"When John Paul II died five years ago the crowd that packed St Peter’s Square for his funeral clamoured “Santo subito (Saint now)!” in a spontaneous tribute to the charisma of the Polish pontiff.
As the faithful marked the anniversary of John Paul’s death on Good Friday, however, he was being drawn into the scandal over child abuse in the Catholic church that has confronted his successor, Benedict XVI, with the worst crisis of his reign.
Allegations that the late pontiff blocked an inquiry into a paedophile cardinal, promoted senior church figures despite accusations that they had molested boys and covered up innumerable cases of abuse during his 26-year papacy have cast a cloud over his path to sainthood.
The most serious claims related to Cardinal Hans Hermann Groer, an Austrian friend of John Paul’s who abused an estimated 2,000 boys over decades but never faced any sanction from Rome."

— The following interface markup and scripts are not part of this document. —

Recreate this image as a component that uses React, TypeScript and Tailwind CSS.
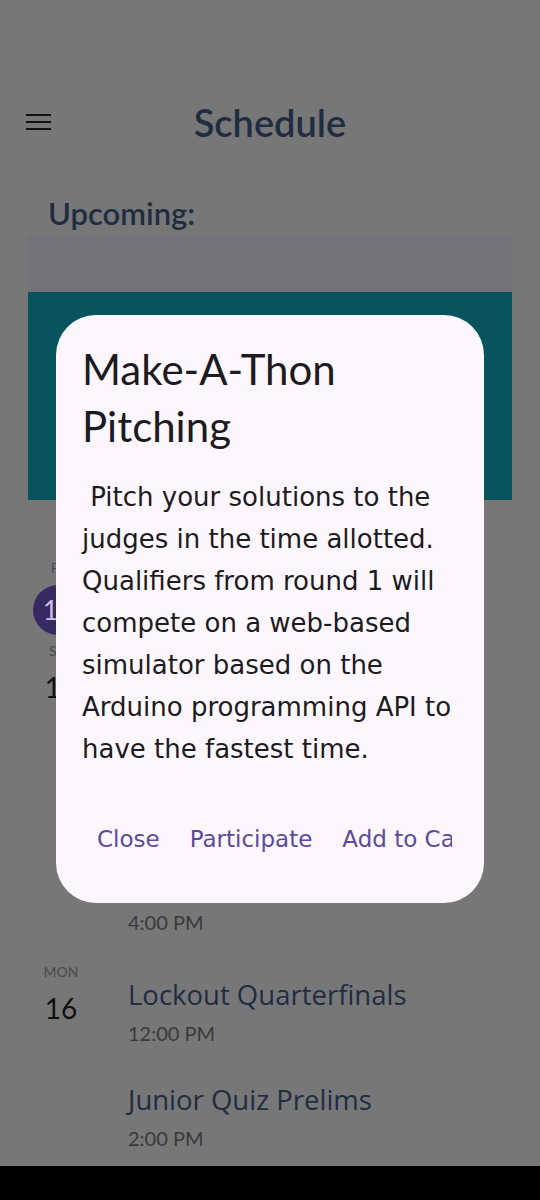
import React from "react";

const F = { fontFamily: "Lato, 'Open Sans', sans-serif" };

function Title({ children }: { children: React.ReactNode }) {
  return (
    <div className="text-[27.5px] leading-[34px] text-[#1f2d43]" style={{ fontFamily: "'Open Sans', sans-serif" }}>
      {children}
    </div>
  );
}

function Event({ title, time }: { title: string; time: string }) {
  return (
    <div className="flex flex-col h-[105px]">
      <Title>{title}</Title>
      <div className="text-[20px] leading-[28px] mt-[7px] text-[#3a3a3c]">{time}</div>
    </div>
  );
}

export default function App() {
  return (
    <div className="relative w-[540px] h-[1200px] overflow-hidden bg-[#777777]" style={F}>
      {/* Page (dimmed by scrim) */}
      <div className="flex flex-col h-full">
        <div className="h-[95px]" />
        <div className="relative flex items-center justify-center h-[54px]">
          <div className="absolute left-[26px] top-[19px] flex flex-col gap-[5px]">
            <div className="w-[25px] h-[2px] bg-[#111111]" />
            <div className="w-[25px] h-[2px] bg-[#111111]" />
            <div className="w-[25px] h-[2px] bg-[#111111]" />
          </div>
          <div className="text-[38px] leading-[54px] font-semibold text-[#1f2d43]">Schedule</div>
        </div>
        <div className="pl-[48px] mt-[44px] text-[31px] leading-[40px] font-semibold text-[#1f2d43]">Upcoming:</div>
        <div className="mx-[28px] mt-[3px] h-[56px] bg-[#757379]" />
        <div className="mx-[28px] h-[208px] bg-[#07545e]" />

        {/* FRI */}
        <div className="flex mt-[58px]">
          <div className="w-[66px] ml-[28px] flex flex-col items-center">
            <div className="text-[14px] leading-[20px] text-[#4c4866]">FRI</div>
            <div className="mt-[7px] ml-[-6px] w-[50px] h-[50px] rounded-full bg-[#372a63] flex items-center justify-center text-[26px] text-[#c9c3dd]">13</div>
          </div>
          <div className="ml-[34px] mt-[16px] flex flex-col">
            <Title>Opening Ceremony</Title>
          </div>
        </div>

        {/* SAT */}
        <div className="flex mt-[6px]">
          <div className="w-[66px] ml-[28px] flex flex-col items-center">
            <div className="text-[14px] leading-[20px] text-[#4a4a4a]">SAT</div>
            <div className="mt-[8px] text-[28px] leading-[36px] text-[#0f0f0f]">14</div>
          </div>
          <div className="ml-[34px] mt-[16px] flex flex-col">
            <Event title="Make-A-Thon Pitching" time="10:00 AM" />
            <Event title="Senior Quiz Prelims" time="1:00 PM" />
            <div className="flex flex-col">
              <Title>Lockout Prelims</Title>
              <div className="text-[20px] leading-[28px] mt-[7px] text-[#3a3a3c]">4:00 PM</div>
            </div>
          </div>
        </div>

        {/* MON */}
        <div className="flex mt-[26px]">
          <div className="w-[66px] ml-[28px] flex flex-col items-center">
            <div className="text-[14px] leading-[20px] text-[#4a4a4a]">MON</div>
            <div className="mt-[8px] text-[28px] leading-[36px] text-[#0f0f0f]">16</div>
          </div>
          <div className="ml-[34px] mt-[16px] flex flex-col">
            <Event title="Lockout Quarterfinals" time="12:00 PM" />
            <Event title="Junior Quiz Prelims" time="2:00 PM" />
          </div>
        </div>
      </div>

      {/* Navigation bar */}
      <div className="absolute left-0 right-0 bottom-0 h-[34px] bg-black" />

      {/* Dialog */}
      <div className="absolute left-[56px] top-[315px] w-[428px] h-[588px] rounded-[40px] bg-[#fdf7fd] flex flex-col">
        <div className="px-[26px] pt-[26px] text-[42px] leading-[57px] text-[#1c1b1f]">
          Make-A-Thon Pitching
        </div>
        <div
          className="pl-[26px] pr-[22px] mt-[21px] text-[26px] leading-[42px] text-[#1c1b1f] whitespace-pre-wrap"
          style={{ fontFamily: "'DejaVu Sans', sans-serif" }}
        >
          {" Pitch your solutions to the judges in the time allotted. Qualifiers from round 1 will compete on a web-based simulator based on the Arduino programming API to have the fastest time."}
        </div>
        <div
          className="ml-[26px] mr-[32px] mt-[49px] flex overflow-hidden text-[23px] leading-[40px] text-[#5c4b99]"
          style={{ fontFamily: "'DejaVu Sans', sans-serif" }}
        >
          <div className="shrink-0 px-[15px]">Close</div>
          <div className="shrink-0 px-[15px]">Participate</div>
          <div className="shrink-0 px-[15px]">Add to Calendar</div>
        </div>
      </div>
    </div>
  );
}
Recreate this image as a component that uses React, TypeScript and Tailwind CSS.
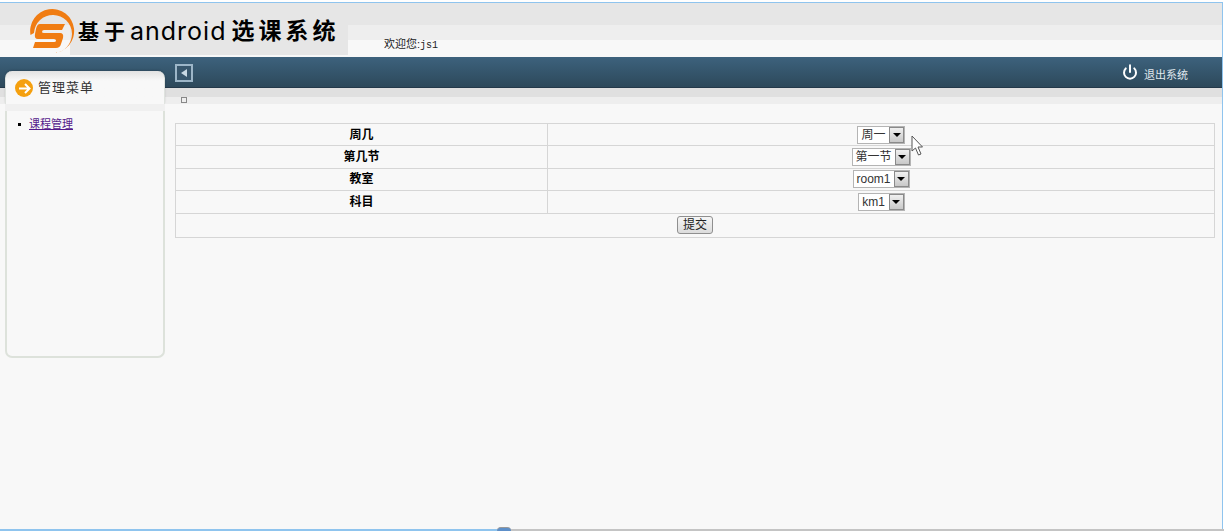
import React from "react";
import { Power } from "lucide-react";

const rows = [
  { label: "周几", value: "周一", w: "w-[48px]" },
  { label: "第几节", value: "第一节", w: "w-[59px]" },
  { label: "教室", value: "room1", w: "w-[57px]" },
  { label: "科目", value: "km1", w: "w-[47px]" },
];

const FakeSelect = ({ value, w }: { value: string; w: string }) => (
  <div className={`${w} h-[18px] flex items-center border border-[#b4b4b4] bg-white`}>
    <span className="flex-1 text-center text-[12px] leading-none text-[#333] whitespace-nowrap">{value}</span>
    <span className="w-[15px] h-[16px] flex items-center justify-center border border-[#8a8a8a] bg-gradient-to-b from-[#f0f0f0] to-[#c8c8c8]">
      <span className="w-0 h-0 border-x-[4px] border-x-transparent border-t-[4px] border-t-black" />
    </span>
  </div>
);

const App: React.FC = () => {
  return (
    <div className="relative w-[1224px] h-[531px] overflow-hidden bg-white font-['Liberation_Sans','Noto_Sans_CJK_SC',sans-serif]">
      <div className="h-[2px]" />
      <div className="w-[1223px] h-[527px] flex flex-col border-t border-r border-[#8fc4ee] bg-[#f8f8f8]">
        {/* header */}
        <div className="h-[54px] flex flex-col relative">
          <div className="h-[22px] bg-[#e6e6e6]" />
          <div className="h-[15px] bg-[#eeeeee]" />
          <div className="h-[17px] bg-[#f8f8f8]" />
          <div className="absolute left-0 top-0 h-[52px] w-[348px] flex items-center">
            <div className="absolute left-[70px] top-[22px] w-[278px] h-[30px] bg-[#e6e6e6]" />
            <svg className="absolute left-[30px] top-[4px]" width="46" height="48" viewBox="0 0 46 48">
              <path d="M0.5 28A22 22 0 1 1 24 46A19 19 0 1 0 4 26z" fill="#f07c12" />
              <path d="M10 17H35L32 23H14Q12 23 12 25Q12 26 14 26H30Q34 26 33 31L31 37Q30 41 26 41H3L5 35H24Q26 35 26 33.5Q26 32 24 32H8Q4 32 5 27L6 22Q7 17 10 17z" fill="#f07c12" />
            </svg>
            <div className="relative ml-[78px] mt-[5px] flex items-center whitespace-nowrap text-black">
              <span className="text-[21px] font-bold tracking-[5px] leading-none">基于</span>
              <span className="text-[25px] leading-none font-['Inter',sans-serif] tracking-[1px] mr-[5px]">android</span>
              <span className="text-[23px] font-bold tracking-[4px] leading-none">选课系统</span>
            </div>
          </div>
          <div className="absolute left-[384px] top-[35px] text-[11px] leading-[12px] text-[#222]">
            欢迎您:<span className="font-['Liberation_Mono',monospace] text-[10px]">js1</span>
          </div>
        </div>

        {/* dark bar */}
        <div className="h-[31px] shrink-0 flex items-start bg-gradient-to-b from-[#3d627d] to-[#2d495b] border-b border-[#24394a]">
          <div className="ml-[175px] mt-[7px] w-[18px] h-[18px] flex items-center justify-center bg-[#38566c] border-[2px] border-[#9db6c8]">
            <span className="w-0 h-0 border-y-[4px] border-y-transparent border-r-[6px] border-r-[#c9d8e3]" />
          </div>
          <div className="ml-auto mr-[34px] mt-[7px] flex items-start text-white">
            <Power size={16} strokeWidth={3} />
            <span className="ml-[6px] mt-[4px] text-[11px] leading-[14px] text-[#e0e8ee]">退出系统</span>
          </div>
        </div>

        {/* strip under the bar */}
        <div className="h-[16px] shrink-0 flex flex-col relative">
          <div className="h-[9px] bg-[#e0e0e0]" />
          <div className="h-[7px] bg-[#eeeeee]" />
          <div className="absolute left-[181px] top-[9px] w-[6px] h-[6px] border border-[#888] bg-[#eee]" />
        </div>

        {/* main */}
        <div className="flex flex-1">
          <div className="w-[175px] shrink-0 pl-[5px]">
            <div className="relative -mt-[33px] w-[160px] h-[287px] flex flex-col">
              <div className="h-[33px] flex items-center pl-[9px] pt-[1px] bg-gradient-to-b from-[#e2e2e2] via-[#f8f8f8] via-30% to-[#f8f8f8] rounded-t-[7px] border-x border-[#dfe3df] shadow-[0_-1px_2px_rgba(0,0,0,0.15)]">
                <span className="w-[18px] h-[18px] rounded-full bg-[#f5a00f] flex items-center justify-center">
                  <svg width="13" height="11" viewBox="0 0 13 11" fill="none" stroke="#fff" strokeWidth="2">
                    <path d="M1 5.5h10M7 1l4.5 4.5L7 10" />
                  </svg>
                </span>
                <span className="ml-[5px] text-[13px] tracking-[1px] text-[#333]">管理菜单</span>
              </div>
              <div className="h-[7px] bg-[#f0f0f0]" />
              <div className="flex-1 bg-[#f8f8f8] border-x-2 border-b-2 border-[#dde2db] rounded-b-[7px] pl-[11px] pt-[6px]">
                <div className="flex items-center text-[11px] leading-[14px]">
                  <span className="w-[3px] h-[3px] bg-black mr-[8px]" />
                  <a href="#" className="text-[#551a8b] underline">课程管理</a>
                </div>
              </div>
            </div>
          </div>

          <div className="flex-1 pt-[19px] pr-[7px]">
            <div className="border border-[#d6d6d6]">
              {rows.map((r) => (
                <div key={r.label} className="h-[22.4px] flex border-b border-[#d6d6d6]">
                  <div className="w-[372px] shrink-0 flex items-center justify-center border-r border-[#d6d6d6] text-[12px] font-bold text-black">
                    {r.label}
                  </div>
                  <div className="flex-1 flex items-center justify-center">
                    <FakeSelect value={r.value} w={r.w} />
                  </div>
                </div>
              ))}
              <div className="h-[23px] flex items-center justify-center">
                <button className="w-[36px] h-[18px] flex items-center justify-center rounded-[3px] border border-[#8f8f8f] bg-gradient-to-b from-[#f6f6f6] to-[#dcdcdc] text-[12px] leading-none text-[#222]">
                  提交
                </button>
              </div>
            </div>
          </div>
        </div>
      </div>

      {/* bottom edge of the window */}
      <div className="absolute left-0 bottom-0 w-[497px] h-[2px] bg-[#8fc4ee]" />
      <div className="absolute left-[497px] bottom-0 w-[727px] h-[2px] bg-[#c4c4c4]" />
      <div className="absolute left-[497px] bottom-0 w-[14px] h-[4px] rounded-t-[4px] bg-[#5d8fc9] border-t border-[#999]" />

      {/* mouse pointer */}
      <svg className="absolute left-[911px] top-[135px]" width="13" height="22" viewBox="0 0 13 22">
        <path d="M1 1v15l3.5-3 3 7 2.5-1-3-7h4.5z" fill="#fff" stroke="#555" strokeWidth="1" />
      </svg>
    </div>
  );
};

export default App;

Cardinal Christoph Schönborn, Groer’s successor, criticised the handling of that scandal and other abuse cases last week after holding a special service in St Stephen’s cathedral, Vienna, entitled “Admitting our guilt”.
Schönborn condemned the “sinful structures” within the church and the patterns of “silencing” victims and “looking away”.
Cardinal Joseph Ratzinger — who became Pope Benedict — had tried to investigate the abuses as head of the Congregation for the Doctrine of the Faith, according to Schönborn. But his efforts had been blocked by “the Vatican”, an apparent reference to John Paul.
Asked by The Sunday Times whether John Paul’s role in the cover-up of abuse should be investigated, Schönborn said: “I have known Pope Benedict personally during 37 years of amiable acquaintance and I can say with certainty that ... he made entirely clear efforts not to cover things up but to tackle and investigate them. This was not always met with approval in the Vatican.”
The Groer affair became public in 1995 when former pupils of an elite Catholic school accused him of sexual abuse.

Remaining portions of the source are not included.